Compare dataframes regardless of column order

fran94 · February 3, 2025, 10:13am

Hi!
I’m probably doing something wrong but I cannot seem to find an easy solution to this. Imagine I have a dataframe (e.g. the Palmer penguins data) and I convert it from wide to tidy format:

using PalmerPenguins, DataFrames

df = DataFrame(PalmerPenguins.load())

#Create an ID column
df.id = 1:size(df,1)
df_long = stack(df, Not([:species, :id])

Now if I want to go back to the original table, I should do something like:

df_wide = unstack(df_long, :variable, :value)

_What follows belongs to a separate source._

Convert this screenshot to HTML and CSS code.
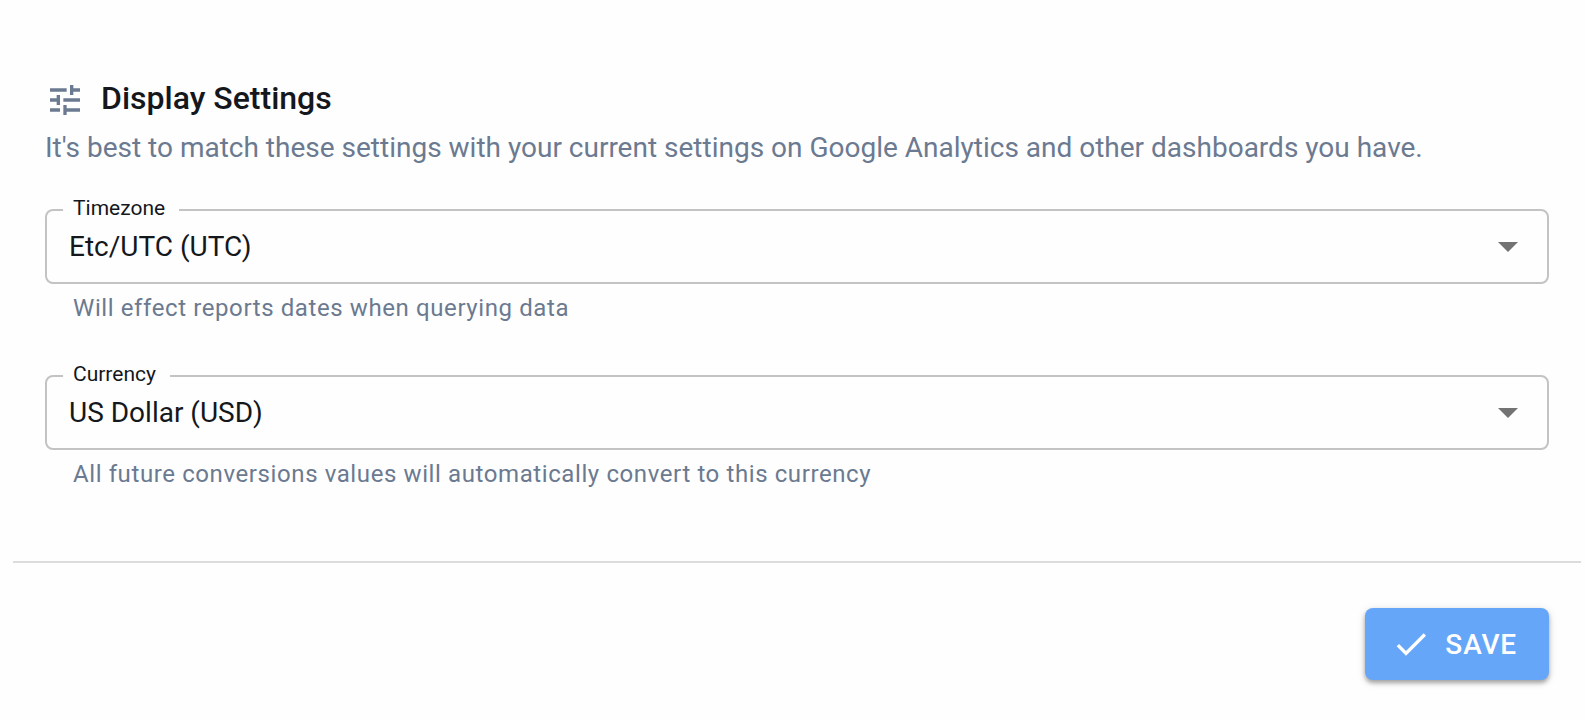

This is all good, except that while I know that df contains the same data as df_wide, both isequal(df, df_wide) and isequal.(df, df_wide) fail (either by returning false or saying that column names cannot be broadcasted since they are not in the same order). Is there a way to compare two dataframes regardless of column order (instead of me writing a for loop to compare each column separately)? Thanks!

jules · February 3, 2025, 10:20am

Maybe use a dict to handle the order invariance?

df1 = DataFrame(a = [1, 2], b = [3, 4])
df2 = DataFrame(b = [3, 4], a = [1, 2])

Dict(names(df1) .=> eachcol(df1)) == Dict(names(df2) .=> eachcol(df2))
# true

fran94 · February 3, 2025, 10:44am

This does work and does what I want it to do. I still think that in general an equality relationship between dataframes should not depend on order (unlike e.g. matrices), so maybe I could ask whether there is something that can be done from the package directly to be more user-friendly. Thank you!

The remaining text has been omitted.